Comment 33 Jacob Lifshay 2023-05-24 11:31:11 BST
(In reply to Luke Kenneth Casson Leighton from comment #30)
> just leave it as this:
> 
>    v = fptoint(FRB)
>    if overflow and enabled:
>        trap()
>    else:
>        RT = v
> 
> * overflow will be written into CR0 by ISACaller (post-pseudocode-execution)
> * CR0's remaining bits are undefined (to be mentioned in the english language
>   spec section)
> * even if RT is analysed by ISACaller (post-pseudocode-execution) it is
>   "Not Your Problem(tm)" - because RT is undefined.

that's not how pseudocode works in the PowerISA spec, if it doesn't explicitly write `undefined` to RT, then RT is not undefined. in this case RT is unmodified.

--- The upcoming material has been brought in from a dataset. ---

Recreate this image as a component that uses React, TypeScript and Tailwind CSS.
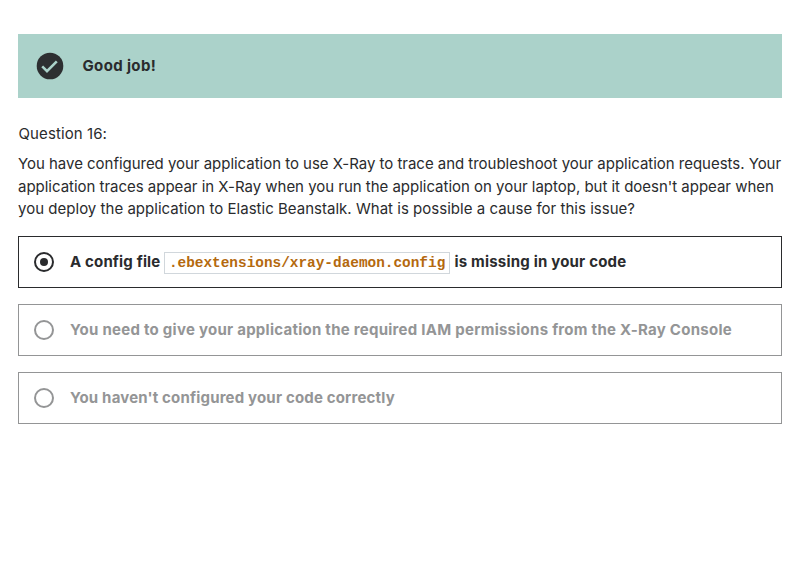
import type { ReactNode } from "react";

function Radio({ checked = false }: { checked?: boolean }) {
  return (
    <svg width="20" height="20" viewBox="0 0 20 20" className="shrink-0" fill="none">
      <circle cx="10" cy="10" r="9" stroke="currentColor" strokeWidth="2" />
      {checked && <circle cx="10" cy="10" r="4" fill="currentColor" />}
    </svg>
  );
}

function Answer({ checked = false, children }: { checked?: boolean; children: ReactNode }) {
  return (
    <li
      className={`flex h-[52px] items-center gap-4 border px-[15px] ${
        checked ? "border-[#2a2b2d] text-[#2a2b2d]" : "border-[#949596] text-[#949596]"
      }`}
    >
      <Radio checked={checked} />
      <div className="flex items-center pt-px font-bold whitespace-nowrap">{children}</div>
    </li>
  );
}

export default function App() {
  return (
    <main className="h-[572px] overflow-hidden bg-white pt-[34px] pr-[27px] pl-[18px] font-['Inter',sans-serif] text-[15px] leading-[22.4px] text-[#2a2b2d]">
      <div className="flex h-16 items-center gap-[18.5px] bg-[#abd2ca] pl-[18px]">
        <svg width="28" height="28" viewBox="0 0 28 28" fill="none">
          <circle cx="14" cy="14" r="13.3" fill="#2d2f31" />
          <path d="m6.2 14.4 4.8 4.7 9.8-9.7" stroke="#abd2ca" strokeWidth="2.6" />
        </svg>
        <span className="font-bold tracking-[0.35px]">Good job!</span>
      </div>
      <h1 className="mt-[25px] pl-[0.5px] tracking-[0.1px] whitespace-nowrap">Question 16:</h1>
      <p className="mt-[8px] whitespace-nowrap">
        <span className="block w-max tracking-[-0.028px]">You have configured your application to use X-Ray to trace and troubleshoot your application requests. Your</span>
        <span className="block w-max tracking-[-0.02px]">application traces appear in X-Ray when you run the application on your laptop, but it doesn't appear when</span>
        <span className="block w-max tracking-[0.022px]">you deploy the application to Elastic Beanstalk. What is possible a cause for this issue?</span>
      </p>
      <ul className="mt-[15px] flex flex-col gap-4">
        <Answer checked>
          <span className="tracking-[0.15px]">A config file</span>
          <code className="mx-1 mt-px flex h-[22px] w-[286px] items-center border border-[#d1d7dc] px-[3.5px] font-['Liberation_Mono',monospace] text-[14.4px] text-[#b4690e]">
            <span className="pt-px">.ebextensions/xray-daemon.config</span>
          </code>
          <span className="tracking-[0.2px]">is missing in your code</span>
        </Answer>
        <Answer>
          <span className="tracking-[0.26px]">You need to give your application the required IAM permissions from the X-Ray Console</span>
        </Answer>
        <Answer>
          <span className="tracking-[0.175px]">You haven't configured your code correctly</span>
        </Answer>
      </ul>
    </main>
  );
}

plus, this doesn't match fcmpo, the only other kind of inter-regfile fp op with traps i could find.
Comment 34 Luke Kenneth Casson Leighton 2023-05-24 11:34:12 BST
(In reply to Jacob Lifshay from comment #31)
> for comparison, fcmpo always writes to the destination since it is in a
> different register file and therefore can't be overwriting any inputs even
> when fcmpo causes an identical trap.

fcmpo does not provide a good precedent here to follow because it is not
a "co-result" instruction (not an Rc=1) it is a 5-bit instruction targetting
a specific CR-bit (not a CR-field bit)

fcmpo:

* reads two FPRs
* writes one bit to CR

these instructions are an *arithmetic* profile

* read one FPR
* write to one GPR *and a co-result CR0*

in other words, the issue you think is an issue is actually invalid.

this *is* doing the right thing:

    if vex_flag = 0 then
        RT <- result
        FPSCR.FPRF <- undefined(0b00000)
        FPSCR.FR <- inc_flag
        FPSCR.FI <- xx_flag
    else
        FPSCR.FR <- 0
        FPSCR.FI <- 0

RT *must not* be written to [in the pseudocode]
CR0 *must not* be written to [in the pseudocode]
writing to overflow *is* correct

there is no change required to the pseudocode.
Comment 35 Luke Kenneth Casson Leighton 2023-05-24 11:39:59 BST
(In reply to Jacob Lifshay from comment #33)

> that's not how pseudocode works in the PowerISA spec, if it doesn't
> explicitly write `undefined` to RT, then RT is not undefined. in this case
> RT is unmodified.

great. that's fine, good catch.  CR0 should still be UNDEFINED in all its 3 bits
except overflow, with words to that effect written into the english language
part of the spec (not the pseudocode).


 
> plus, this doesn't match fcmpo, the only other kind of inter-regfile fp op
> with traps i could find.

as i said that is not an Rc=1 co-result instruction and comparing with
it is invalid.


action required:

* NONE (no change) on the pseudocode
* English language text stating "on exception CR0 fields UNDEFINED except CR0.SO"
Comment 36 Jacob Lifshay 2023-05-26 06:19:35 BST
(In reply to Luke Kenneth Casson Leighton from comment #35)
> action required:
> 
> * NONE (no change) on the pseudocode
> * English language text stating "on exception CR0 fields UNDEFINED except
> CR0.SO"

I phrased it differently since that's not exactly correct (since I was glossing over one case when discussing with you):

> When `RT` is not written (`vex_flag = 1`), all CR0 bits
> except SO are undefined.

https://git.libre-soc.org/?p=libreriscv.git;a=commitdiff;h=72076851a4927c15c077db046d2ec0a234033fa0

commit 72076851a4927c15c077db046d2ec0a234033fa0
Author: Jacob Lifshay <programmerjake@gmail.com>
Date:   Thu May 25 22:09:31 2023 -0700

    fcvttg CR0 fields (except SO) are undefined when RT is not written
    
    this can occur even when fp traps are disabled in MSR, so writing
    "on exceptions" is incorrect.
Comment 37 Luke Kenneth Casson Leighton 2023-10-03 09:11:29 BST
(In reply to Jacob Lifshay from comment #36)

> > When `RT` is not written (`vex_flag = 1`), all CR0 bits
> > except SO are undefined.
> 
> https://git.libre-soc.org/?p=libreriscv.git;a=commitdiff;
> h=72076851a4927c15c077db046d2ec0a234033fa0

ok that's really clear. good catch that the wording also needed fixing.
interesting that it's not made clear in the Power ISA spec itself, i will
have to do a quick search for vex_flag

> commit 72076851a4927c15c077db046d2ec0a234033fa0
> Author: Jacob Lifshay <programmerjake@gmail.com>
> Date:   Thu May 25 22:09:31 2023 -0700
> 
>     fcvttg CR0 fields (except SO) are undefined when RT is not written

ok yes i forgot. been too long.  ok so implementation-wise vex_flag
needs to be done like overflow in ISACaller. see bug #1177.